### Stored entries
□ □ □ □ □ □ □
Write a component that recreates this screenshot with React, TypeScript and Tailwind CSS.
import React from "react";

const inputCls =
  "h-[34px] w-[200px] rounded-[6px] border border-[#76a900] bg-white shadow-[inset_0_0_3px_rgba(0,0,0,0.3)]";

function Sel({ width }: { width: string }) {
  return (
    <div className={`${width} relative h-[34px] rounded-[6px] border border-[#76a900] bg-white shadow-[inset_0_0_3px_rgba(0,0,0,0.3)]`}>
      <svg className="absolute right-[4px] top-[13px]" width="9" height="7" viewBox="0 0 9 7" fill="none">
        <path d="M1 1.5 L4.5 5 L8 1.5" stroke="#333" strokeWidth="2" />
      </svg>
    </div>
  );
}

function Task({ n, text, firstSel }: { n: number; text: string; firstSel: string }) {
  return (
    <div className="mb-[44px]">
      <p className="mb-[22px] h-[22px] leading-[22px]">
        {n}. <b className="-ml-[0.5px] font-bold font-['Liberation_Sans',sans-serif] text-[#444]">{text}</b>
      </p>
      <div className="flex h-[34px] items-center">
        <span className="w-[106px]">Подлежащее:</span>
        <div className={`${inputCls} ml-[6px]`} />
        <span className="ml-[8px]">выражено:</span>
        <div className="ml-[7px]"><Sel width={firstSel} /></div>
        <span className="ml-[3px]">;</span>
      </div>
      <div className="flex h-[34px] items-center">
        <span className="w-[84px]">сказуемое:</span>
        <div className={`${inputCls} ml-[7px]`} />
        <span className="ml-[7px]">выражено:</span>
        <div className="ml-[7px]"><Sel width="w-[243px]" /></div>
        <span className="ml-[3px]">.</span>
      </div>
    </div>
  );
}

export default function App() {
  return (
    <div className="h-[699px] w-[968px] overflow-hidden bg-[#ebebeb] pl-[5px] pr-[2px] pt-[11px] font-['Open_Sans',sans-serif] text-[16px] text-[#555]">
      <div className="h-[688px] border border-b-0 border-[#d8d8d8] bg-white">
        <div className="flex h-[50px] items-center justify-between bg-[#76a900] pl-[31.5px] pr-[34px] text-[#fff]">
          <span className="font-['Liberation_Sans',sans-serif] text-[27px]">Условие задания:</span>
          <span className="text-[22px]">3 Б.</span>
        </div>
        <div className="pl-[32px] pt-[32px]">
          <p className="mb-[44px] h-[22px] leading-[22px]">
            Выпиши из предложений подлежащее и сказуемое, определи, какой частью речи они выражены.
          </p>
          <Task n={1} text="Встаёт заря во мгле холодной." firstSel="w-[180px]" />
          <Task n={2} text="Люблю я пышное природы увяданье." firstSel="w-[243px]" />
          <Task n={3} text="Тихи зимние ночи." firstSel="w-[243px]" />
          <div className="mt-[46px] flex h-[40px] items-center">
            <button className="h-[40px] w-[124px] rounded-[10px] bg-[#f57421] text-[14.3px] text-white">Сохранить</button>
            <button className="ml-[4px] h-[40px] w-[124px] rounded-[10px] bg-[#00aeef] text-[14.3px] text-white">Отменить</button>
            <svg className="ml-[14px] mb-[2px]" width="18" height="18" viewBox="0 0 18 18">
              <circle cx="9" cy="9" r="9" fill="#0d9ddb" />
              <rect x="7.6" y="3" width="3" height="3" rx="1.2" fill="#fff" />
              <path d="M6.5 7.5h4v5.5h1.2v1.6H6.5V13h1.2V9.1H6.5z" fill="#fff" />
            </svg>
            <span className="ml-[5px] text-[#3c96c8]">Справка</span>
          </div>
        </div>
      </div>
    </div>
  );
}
□ □ □ □ □ □ □
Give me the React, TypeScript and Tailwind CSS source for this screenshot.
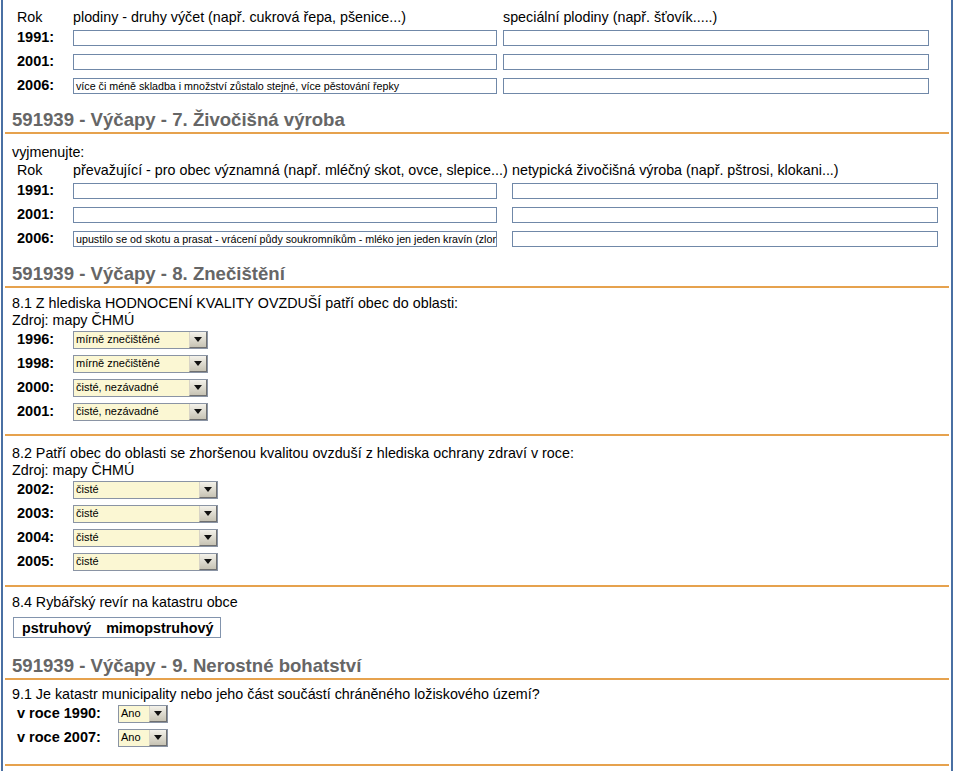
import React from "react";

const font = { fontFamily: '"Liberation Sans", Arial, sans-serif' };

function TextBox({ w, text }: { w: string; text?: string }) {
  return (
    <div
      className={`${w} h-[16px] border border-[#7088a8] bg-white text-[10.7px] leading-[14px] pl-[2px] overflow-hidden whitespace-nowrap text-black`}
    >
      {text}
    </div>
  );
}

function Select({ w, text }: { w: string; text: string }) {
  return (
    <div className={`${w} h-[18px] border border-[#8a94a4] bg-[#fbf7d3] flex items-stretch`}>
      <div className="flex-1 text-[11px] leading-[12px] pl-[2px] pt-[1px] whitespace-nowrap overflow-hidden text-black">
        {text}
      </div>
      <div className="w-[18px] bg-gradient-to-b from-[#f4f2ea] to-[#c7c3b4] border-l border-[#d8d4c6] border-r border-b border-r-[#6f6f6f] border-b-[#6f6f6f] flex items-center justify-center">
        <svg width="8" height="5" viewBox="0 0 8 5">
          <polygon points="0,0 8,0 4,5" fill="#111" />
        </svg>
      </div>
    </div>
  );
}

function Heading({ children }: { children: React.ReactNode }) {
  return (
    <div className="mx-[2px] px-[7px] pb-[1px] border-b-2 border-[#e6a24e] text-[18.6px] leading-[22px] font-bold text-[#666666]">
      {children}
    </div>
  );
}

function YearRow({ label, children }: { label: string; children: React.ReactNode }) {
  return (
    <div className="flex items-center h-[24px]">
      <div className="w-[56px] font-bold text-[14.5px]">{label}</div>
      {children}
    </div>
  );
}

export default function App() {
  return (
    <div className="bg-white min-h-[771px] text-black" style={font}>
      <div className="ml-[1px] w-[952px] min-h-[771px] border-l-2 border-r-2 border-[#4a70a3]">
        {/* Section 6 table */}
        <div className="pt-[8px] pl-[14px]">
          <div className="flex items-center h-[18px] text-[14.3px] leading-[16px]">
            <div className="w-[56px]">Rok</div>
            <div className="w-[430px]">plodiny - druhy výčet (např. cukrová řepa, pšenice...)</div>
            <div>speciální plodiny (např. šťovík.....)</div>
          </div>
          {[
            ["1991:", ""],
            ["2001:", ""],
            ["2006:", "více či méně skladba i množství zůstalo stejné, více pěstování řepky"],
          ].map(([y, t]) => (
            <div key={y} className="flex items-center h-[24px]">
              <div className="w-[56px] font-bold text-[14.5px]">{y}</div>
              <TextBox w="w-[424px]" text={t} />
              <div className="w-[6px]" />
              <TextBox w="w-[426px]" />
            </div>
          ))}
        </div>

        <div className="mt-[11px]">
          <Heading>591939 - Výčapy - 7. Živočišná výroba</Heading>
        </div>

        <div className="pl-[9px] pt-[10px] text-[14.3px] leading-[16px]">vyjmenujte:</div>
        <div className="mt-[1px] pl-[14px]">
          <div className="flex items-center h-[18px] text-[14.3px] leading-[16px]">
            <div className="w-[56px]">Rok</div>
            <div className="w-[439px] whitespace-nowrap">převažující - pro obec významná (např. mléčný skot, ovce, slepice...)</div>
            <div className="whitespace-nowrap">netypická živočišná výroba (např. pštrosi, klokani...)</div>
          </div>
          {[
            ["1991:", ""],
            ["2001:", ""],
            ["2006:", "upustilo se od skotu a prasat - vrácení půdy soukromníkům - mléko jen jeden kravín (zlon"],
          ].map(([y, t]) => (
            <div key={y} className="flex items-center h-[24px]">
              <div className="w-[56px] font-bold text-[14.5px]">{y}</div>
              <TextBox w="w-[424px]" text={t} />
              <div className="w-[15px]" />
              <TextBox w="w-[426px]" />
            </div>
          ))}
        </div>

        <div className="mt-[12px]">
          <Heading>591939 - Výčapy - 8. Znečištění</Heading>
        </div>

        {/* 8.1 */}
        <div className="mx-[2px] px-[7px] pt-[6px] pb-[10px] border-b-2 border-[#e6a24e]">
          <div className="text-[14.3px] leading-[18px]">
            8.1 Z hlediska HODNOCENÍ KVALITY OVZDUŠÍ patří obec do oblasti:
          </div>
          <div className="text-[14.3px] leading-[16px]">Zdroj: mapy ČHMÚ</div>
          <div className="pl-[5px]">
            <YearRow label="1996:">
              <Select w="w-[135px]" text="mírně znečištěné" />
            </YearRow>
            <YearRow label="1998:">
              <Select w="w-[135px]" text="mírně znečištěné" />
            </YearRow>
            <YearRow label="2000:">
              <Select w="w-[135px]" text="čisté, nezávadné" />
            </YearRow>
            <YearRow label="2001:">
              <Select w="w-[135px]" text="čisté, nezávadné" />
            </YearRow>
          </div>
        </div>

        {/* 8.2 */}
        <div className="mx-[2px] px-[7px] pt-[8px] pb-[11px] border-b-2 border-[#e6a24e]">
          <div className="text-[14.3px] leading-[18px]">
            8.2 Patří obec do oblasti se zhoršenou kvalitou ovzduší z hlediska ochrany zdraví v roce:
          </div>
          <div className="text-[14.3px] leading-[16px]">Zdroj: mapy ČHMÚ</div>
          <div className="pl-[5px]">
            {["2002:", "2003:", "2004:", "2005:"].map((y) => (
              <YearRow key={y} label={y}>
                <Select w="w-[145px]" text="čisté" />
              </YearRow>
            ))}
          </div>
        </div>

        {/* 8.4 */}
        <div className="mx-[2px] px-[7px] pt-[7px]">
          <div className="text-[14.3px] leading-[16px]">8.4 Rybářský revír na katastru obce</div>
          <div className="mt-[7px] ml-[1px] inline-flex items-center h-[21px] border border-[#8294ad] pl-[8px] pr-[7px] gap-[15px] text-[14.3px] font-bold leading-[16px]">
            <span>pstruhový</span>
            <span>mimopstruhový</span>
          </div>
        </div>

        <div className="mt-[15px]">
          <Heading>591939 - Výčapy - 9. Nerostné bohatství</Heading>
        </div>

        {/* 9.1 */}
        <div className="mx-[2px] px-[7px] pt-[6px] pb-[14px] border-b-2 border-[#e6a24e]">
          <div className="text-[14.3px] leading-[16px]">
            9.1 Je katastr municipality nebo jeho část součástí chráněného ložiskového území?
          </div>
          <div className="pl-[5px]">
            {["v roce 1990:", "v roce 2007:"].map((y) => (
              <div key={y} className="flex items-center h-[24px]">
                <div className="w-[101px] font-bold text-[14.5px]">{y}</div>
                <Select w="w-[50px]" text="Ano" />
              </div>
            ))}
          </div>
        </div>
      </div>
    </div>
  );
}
□ □ □ □ □ □ □
### GOAL OF THE EXERCISE
Give back exactly the lines from the line that has "Write a component" to the line that has "w-[200px] rounded-[6px] border", both included, and leave out all others.

### SOLUTION FOR THIS TASK
Write a component that recreates this screenshot with React, TypeScript and Tailwind CSS.
import React from "react";

const inputCls =
  "h-[34px] w-[200px] rounded-[6px] border border-[#76a900] bg-white shadow-[inset_0_0_3px_rgba(0,0,0,0.3)]";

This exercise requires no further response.